Despite these universally acknowledged problems, the state was mired in policy gridlock when it came to trading in its rusty 1988-model transportation funding system. The chief obstructionist was Gov. Tim Pawlenty, who had twice vetoed roads and transit finance bills passed by bipartisan legislative majorities. He argued that Minnesota couldn't raise its gas tax by a nickel or a dime with pump prices at $2 (2005 version) or $3 a gallon (2007; OK, so not quite everything was as bad as could be last year).

Pawlenty also declared, with no visible evidence, that investing in our transportation infrastructure would hurt Minnesota's economy. Backed by fellow no-new-taxers in the Legislature, his vetoes held, and our mobility kept suffering.

Then a bridge fell down. Thirteen people died. Dozens were injured. As reports of many more structurally deficient bridges surfaced, the driving public suddenly had greater worries than potholes, traffic jams and gas prices. Worse came to worst.

Hopes for a prompt special legislative session to address two decades of fiscal neglect of transportation fizzled in the face of Pawlenty's continued intransigence on taxes. But other government leaders, public servants and transportation advocates buckled down to the hard work of advancing the debate.

In January, Minnesota 2020 published "Moving Forward," which documented the benefit of transportation investment to Minnesota's economy - as much as an eight-to-one payoff, according to an influential Texas study. Legislative transportation leaders say the report's focus on economic stewardship helped persuade reluctant lawmakers to support progress for our mobility.

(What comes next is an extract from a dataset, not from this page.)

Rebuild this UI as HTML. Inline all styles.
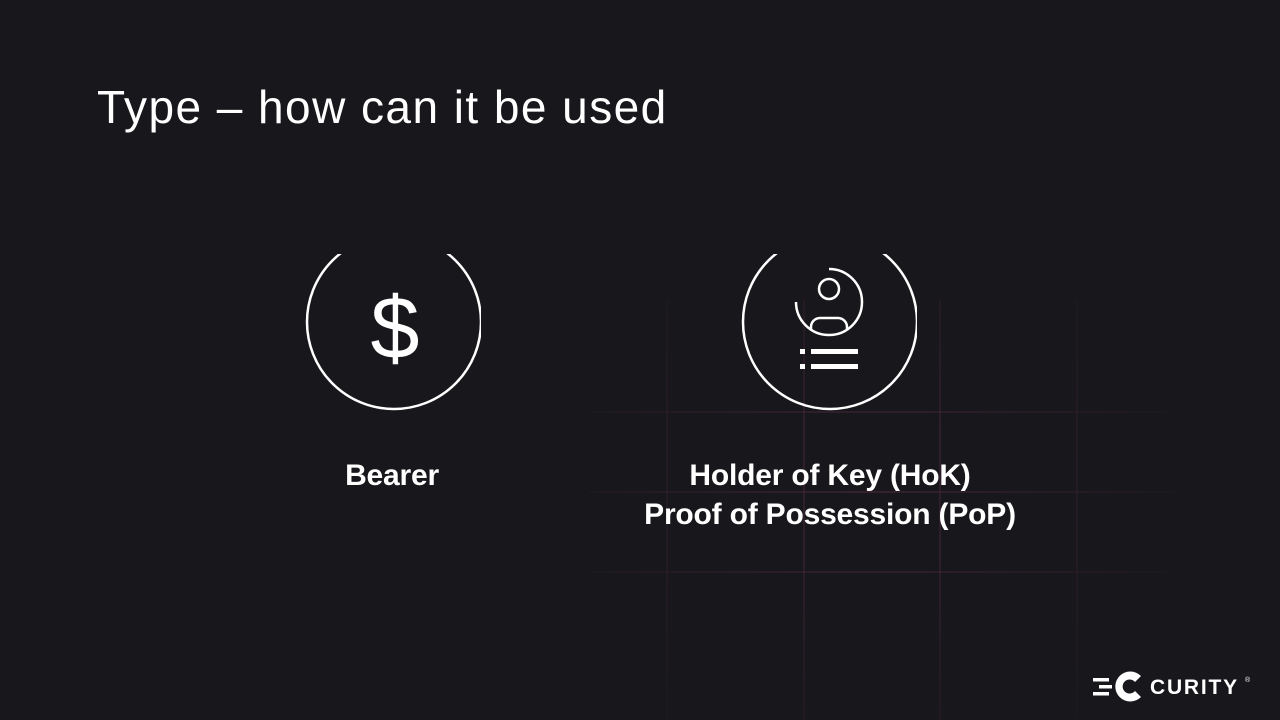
<!DOCTYPE html>
<html><head><style>
body{margin:0;width:1280px;height:720px;background:#18181c;overflow:hidden;position:relative;font-family:"Liberation Sans",sans-serif;color:#fff}
.t{position:absolute;left:97px;top:80px;font-size:46px;font-weight:300;letter-spacing:1.45px}
.l{position:absolute;font-weight:bold;font-size:30px;text-align:center;line-height:39px;letter-spacing:-0.2px}
</style></head><body>
<svg width="1280" height="720" style="position:absolute;left:0;top:0">
<defs>
<radialGradient id="g" cx="870" cy="492" r="330" gradientUnits="userSpaceOnUse">
<stop offset="0" stop-color="#5a2a45" stop-opacity="0.9"/><stop offset="1" stop-color="#5a2a45" stop-opacity="0"/></radialGradient>
<clipPath id="c1"><rect x="290" y="254" width="191" height="170"/></clipPath>
<clipPath id="c2"><rect x="730" y="254" width="187" height="170"/></clipPath>
<clipPath id="c3"><circle cx="829" cy="302" r="33"/></clipPath>
</defs>
<g stroke="url(#g)" stroke-width="1">
<line x1="667" y1="300" x2="667" y2="720"/><line x1="804" y1="300" x2="804" y2="720"/>
<line x1="940" y1="300" x2="940" y2="720"/><line x1="1077" y1="300" x2="1077" y2="720"/>
<line x1="590" y1="412" x2="1190" y2="412"/><line x1="590" y1="492" x2="1190" y2="492"/>
<line x1="590" y1="572" x2="1190" y2="572"/>
</g>
<circle cx="394" cy="322" r="87" fill="none" stroke="#fff" stroke-width="2.5" clip-path="url(#c1)"/>
<text x="395" y="358" font-size="88" fill="#fff" text-anchor="middle" font-family="Liberation Sans">$</text>
<circle cx="830" cy="322" r="87" fill="none" stroke="#fff" stroke-width="2.5" clip-path="url(#c2)"/>
<g fill="none" stroke="#fff" stroke-width="2.5">
<path d="M796 302 A33 33 0 1 0 829 269"/>
<circle cx="829" cy="289" r="10"/>
<path clip-path="url(#c3)" d="M811 345 v-18 a9 9 0 0 1 9 -9 h18 a9 9 0 0 1 9 9 v18"/>
</g>
<g fill="#fff">
<rect x="800" y="349" width="5" height="5"/><rect x="800" y="364" width="5" height="5"/>
<rect x="811" y="349" width="47" height="5"/><rect x="811" y="364" width="47" height="5"/>
</g>
<g fill="#fff">
<rect x="1093" y="678" width="16" height="3.5"/><rect x="1099" y="685" width="13" height="3.5"/><rect x="1093" y="692" width="16" height="3.5"/>
<path d="M1141 676 A15 15 0 1 0 1141 697 L1135 691 A7 7 0 1 1 1135 682 Z"/>
</g>
<text x="1150" y="694" font-size="21" font-weight="bold" fill="#fff" letter-spacing="1.8">CURITY</text>
<text x="1245" y="682" font-size="7" fill="#fff">®</text>
</svg>
<div class="t">Type – how can it be used</div>
<div class="l" style="left:292px;width:200px;top:456px">Bearer</div>
<div class="l" style="left:580px;width:500px;top:456px">Holder of Key (HoK)<br>Proof of Possession (PoP)</div>
</body></html>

In late February, supermajorities of 91 House members and 47 senators overrode Pawlenty's veto, enacting $6.6 billion in new funding for roads, bridges and transit over 10 years. It still stands as the only successful override of any of the dozens of vetoes he has issued in 5-1/2 years in office.

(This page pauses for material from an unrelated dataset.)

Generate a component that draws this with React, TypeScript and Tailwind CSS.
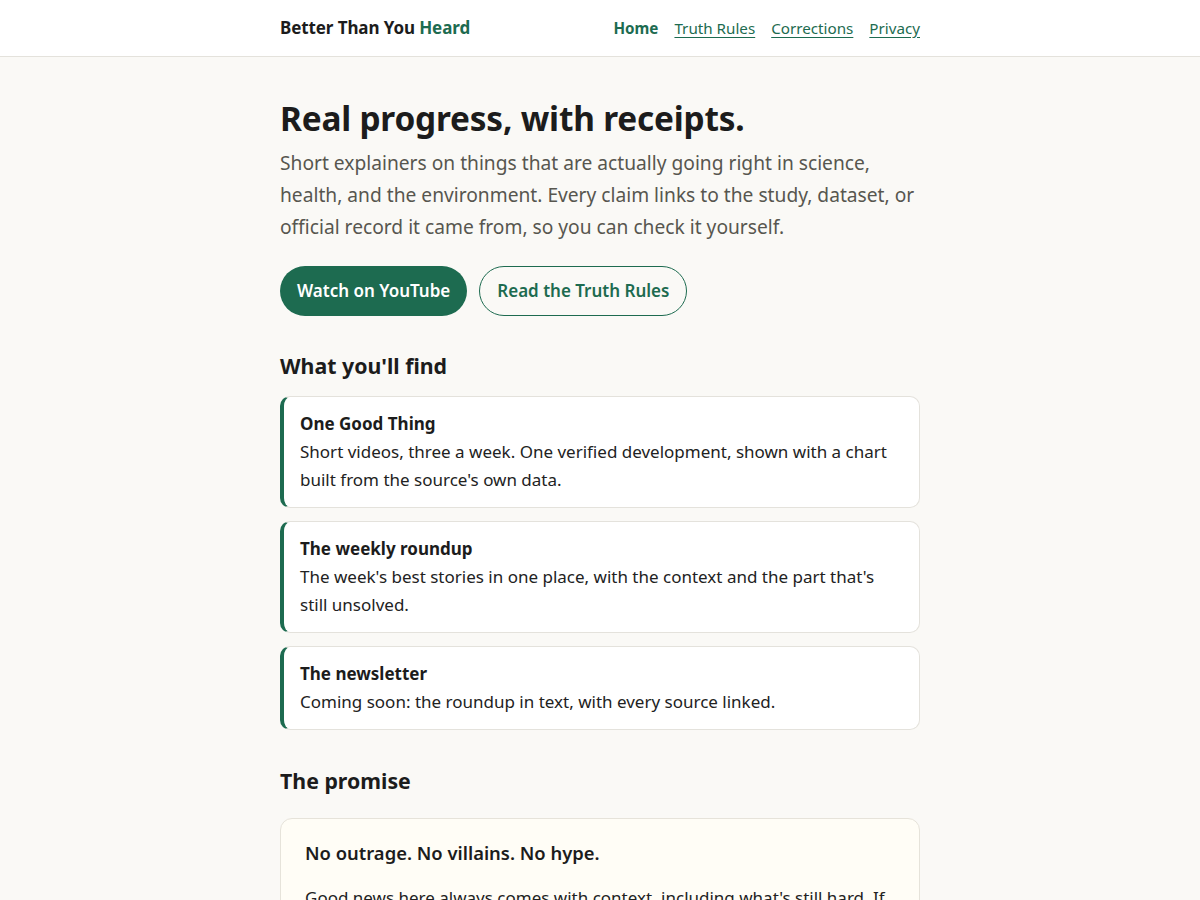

While this measure was long overdue and sorely needed, it's not even a temporary solution to Minnesota's mobility woes, much less a permanent fix. For example, it raises no more than one-sixth of the $2.4 billion a year Pawlenty's own Minnesota Department of Transportation says is required to meet its goals for trunk highways alone - which comprise only one-tenth of the state's total road mileage.

How can this be? Inflation -- which Pawlenty and some other policymakers remain intent on keeping out of their budget calculations, even if they can't stop it from occurring in real life - marches on, especially in prices of the fuel, asphalt, concrete and steel it takes to build roads, bridges and rail lines.

For example, simply to match the buying power of 1988's 20-cent state gas tax, the current rate, dedicated exclusively to roads and bridges, should be 36-1/2 cents. It's now 22 cents, and it won't top out at 28-1/2 cents until 2012, after four more years of inflation erosion.

The Minnesota County Engineers Association, whose members oversee 45,000 miles of roads and bridges, has called for indexing the gas tax to inflation, as do several other states. We at MN2020 concur. Other county-option road user taxes and fees should also be authorized to reduce our state's inequitable reliance on local property taxes for transportation.

Besides the gridlock-shattering financing enacted this year, there were a few other victories in the transportation sphere. State bonding for the Central Corridor light rail line, which will secure $450 million in federal funding, finally made it past one more Pawlenty veto. Another state-federal partnership will upgrade traffic-clogged Cedar Avenue and I-35W with dedicated bus rapid transit and congestion-priced toll lanes. And many young lives figure to be saved with the passage of new restrictions on teenage novice drivers.

Minnesota 2020 has advocated for all these smart policies. So, a year after our launch, it may not be the best of times for our ability to get around, but the situation is clearly improving. We're dedicated to continue promoting the ideas that will keep Minnesota moving forward for years to come.